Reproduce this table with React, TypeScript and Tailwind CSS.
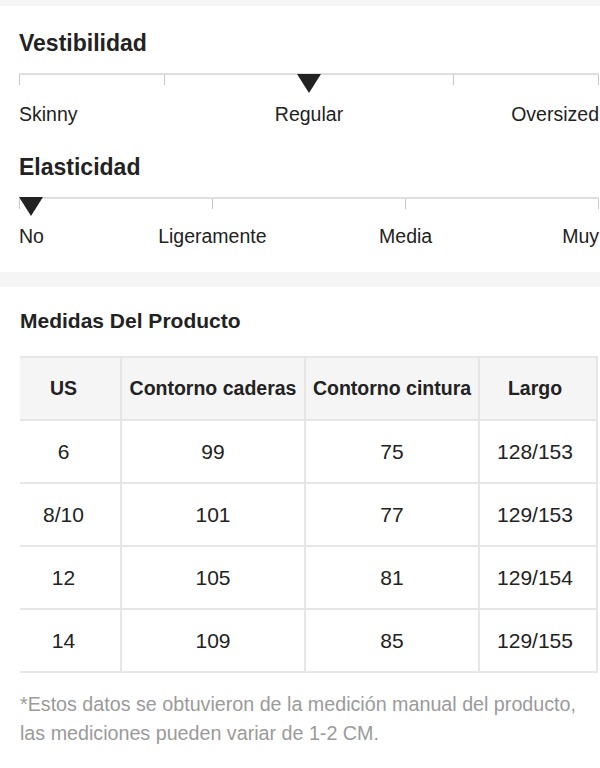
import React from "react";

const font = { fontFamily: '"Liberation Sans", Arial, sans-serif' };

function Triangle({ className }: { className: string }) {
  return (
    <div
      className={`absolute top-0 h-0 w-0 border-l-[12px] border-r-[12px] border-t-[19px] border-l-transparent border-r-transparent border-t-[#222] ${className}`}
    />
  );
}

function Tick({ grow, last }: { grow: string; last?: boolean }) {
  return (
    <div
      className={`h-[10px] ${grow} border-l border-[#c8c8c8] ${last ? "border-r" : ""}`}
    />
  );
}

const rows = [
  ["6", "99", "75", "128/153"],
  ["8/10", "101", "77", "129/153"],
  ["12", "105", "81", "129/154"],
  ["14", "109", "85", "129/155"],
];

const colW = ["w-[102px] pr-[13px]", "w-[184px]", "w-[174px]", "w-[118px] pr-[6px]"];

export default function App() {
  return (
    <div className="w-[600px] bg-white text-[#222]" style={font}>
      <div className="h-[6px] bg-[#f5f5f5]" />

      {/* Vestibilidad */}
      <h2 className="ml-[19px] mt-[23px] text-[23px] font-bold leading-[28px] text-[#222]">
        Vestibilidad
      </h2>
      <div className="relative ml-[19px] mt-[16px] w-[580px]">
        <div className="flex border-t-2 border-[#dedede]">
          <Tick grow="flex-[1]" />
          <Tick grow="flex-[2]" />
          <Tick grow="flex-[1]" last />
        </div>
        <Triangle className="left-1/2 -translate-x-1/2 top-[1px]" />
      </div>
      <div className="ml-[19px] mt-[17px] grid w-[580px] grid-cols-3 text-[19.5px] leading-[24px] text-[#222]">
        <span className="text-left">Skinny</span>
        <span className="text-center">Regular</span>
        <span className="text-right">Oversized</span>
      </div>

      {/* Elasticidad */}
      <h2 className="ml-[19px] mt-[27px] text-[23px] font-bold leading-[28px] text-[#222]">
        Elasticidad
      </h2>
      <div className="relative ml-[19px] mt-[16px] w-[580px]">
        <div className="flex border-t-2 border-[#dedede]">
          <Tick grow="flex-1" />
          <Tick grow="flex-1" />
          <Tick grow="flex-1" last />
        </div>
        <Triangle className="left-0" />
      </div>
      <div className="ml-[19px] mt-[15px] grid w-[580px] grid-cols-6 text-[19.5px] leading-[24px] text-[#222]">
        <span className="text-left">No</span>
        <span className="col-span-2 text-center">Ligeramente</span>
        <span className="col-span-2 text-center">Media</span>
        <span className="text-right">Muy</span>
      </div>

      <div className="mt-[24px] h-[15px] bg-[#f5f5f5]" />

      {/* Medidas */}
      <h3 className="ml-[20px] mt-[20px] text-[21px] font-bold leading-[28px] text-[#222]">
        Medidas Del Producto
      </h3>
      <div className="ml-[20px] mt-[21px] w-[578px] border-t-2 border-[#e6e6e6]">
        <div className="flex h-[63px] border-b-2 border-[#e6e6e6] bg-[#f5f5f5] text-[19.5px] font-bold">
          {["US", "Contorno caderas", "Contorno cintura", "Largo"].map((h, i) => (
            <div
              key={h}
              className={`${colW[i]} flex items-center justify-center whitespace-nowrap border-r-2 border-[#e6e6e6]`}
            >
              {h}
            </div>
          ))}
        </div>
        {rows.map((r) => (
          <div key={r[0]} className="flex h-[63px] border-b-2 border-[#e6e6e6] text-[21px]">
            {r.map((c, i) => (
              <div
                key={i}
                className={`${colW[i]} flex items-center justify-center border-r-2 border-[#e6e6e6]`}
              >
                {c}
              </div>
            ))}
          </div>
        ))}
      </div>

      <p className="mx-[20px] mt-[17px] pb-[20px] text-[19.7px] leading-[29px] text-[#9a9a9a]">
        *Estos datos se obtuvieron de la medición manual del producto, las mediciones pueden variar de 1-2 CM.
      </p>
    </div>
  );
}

**AIM**
Reproduce all of the material above word for word. Omit the pictures.

**RESULT OF THE TASK**
Reproduce this table with React, TypeScript and Tailwind CSS.
import React from "react";

const font = { fontFamily: '"Liberation Sans", Arial, sans-serif' };

function Triangle({ className }: { className: string }) {
  return (
    <div
      className={`absolute top-0 h-0 w-0 border-l-[12px] border-r-[12px] border-t-[19px] border-l-transparent border-r-transparent border-t-[#222] ${className}`}
    />
  );
}

function Tick({ grow, last }: { grow: string; last?: boolean }) {
  return (
    <div
      className={`h-[10px] ${grow} border-l border-[#c8c8c8] ${last ? "border-r" : ""}`}
    />
  );
}

const rows = [
  ["6", "99", "75", "128/153"],
  ["8/10", "101", "77", "129/153"],
  ["12", "105", "81", "129/154"],
  ["14", "109", "85", "129/155"],
];

const colW = ["w-[102px] pr-[13px]", "w-[184px]", "w-[174px]", "w-[118px] pr-[6px]"];

export default function App() {
  return (
    <div className="w-[600px] bg-white text-[#222]" style={font}>
      <div className="h-[6px] bg-[#f5f5f5]" />

      {/* Vestibilidad */}
      <h2 className="ml-[19px] mt-[23px] text-[23px] font-bold leading-[28px] text-[#222]">
        Vestibilidad
      </h2>
      <div className="relative ml-[19px] mt-[16px] w-[580px]">
        <div className="flex border-t-2 border-[#dedede]">
          <Tick grow="flex-[1]" />
          <Tick grow="flex-[2]" />
          <Tick grow="flex-[1]" last />
        </div>
        <Triangle className="left-1/2 -translate-x-1/2 top-[1px]" />
      </div>
      <div className="ml-[19px] mt-[17px] grid w-[580px] grid-cols-3 text-[19.5px] leading-[24px] text-[#222]">
        <span className="text-left">Skinny</span>
        <span className="text-center">Regular</span>
        <span className="text-right">Oversized</span>
      </div>

      {/* Elasticidad */}
      <h2 className="ml-[19px] mt-[27px] text-[23px] font-bold leading-[28px] text-[#222]">
        Elasticidad
      </h2>
      <div className="relative ml-[19px] mt-[16px] w-[580px]">
        <div className="flex border-t-2 border-[#dedede]">
          <Tick grow="flex-1" />
          <Tick grow="flex-1" />
          <Tick grow="flex-1" last />
        </div>
        <Triangle className="left-0" />
      </div>
      <div className="ml-[19px] mt-[15px] grid w-[580px] grid-cols-6 text-[19.5px] leading-[24px] text-[#222]">
        <span className="text-left">No</span>
        <span className="col-span-2 text-center">Ligeramente</span>
        <span className="col-span-2 text-center">Media</span>
        <span className="text-right">Muy</span>
      </div>

      <div className="mt-[24px] h-[15px] bg-[#f5f5f5]" />

      {/* Medidas */}
      <h3 className="ml-[20px] mt-[20px] text-[21px] font-bold leading-[28px] text-[#222]">
        Medidas Del Producto
      </h3>
      <div className="ml-[20px] mt-[21px] w-[578px] border-t-2 border-[#e6e6e6]">
        <div className="flex h-[63px] border-b-2 border-[#e6e6e6] bg-[#f5f5f5] text-[19.5px] font-bold">
          {["US", "Contorno caderas", "Contorno cintura", "Largo"].map((h, i) => (
            <div
              key={h}
              className={`${colW[i]} flex items-center justify-center whitespace-nowrap border-r-2 border-[#e6e6e6]`}
            >
              {h}
            </div>
          ))}
        </div>
        {rows.map((r) => (
          <div key={r[0]} className="flex h-[63px] border-b-2 border-[#e6e6e6] text-[21px]">
            {r.map((c, i) => (
              <div
                key={i}
                className={`${colW[i]} flex items-center justify-center border-r-2 border-[#e6e6e6]`}
              >
                {c}
              </div>
            ))}
          </div>
        ))}
      </div>

      <p className="mx-[20px] mt-[17px] pb-[20px] text-[19.7px] leading-[29px] text-[#9a9a9a]">
        *Estos datos se obtuvieron de la medición manual del producto, las mediciones pueden variar de 1-2 CM.
      </p>
    </div>
  );
}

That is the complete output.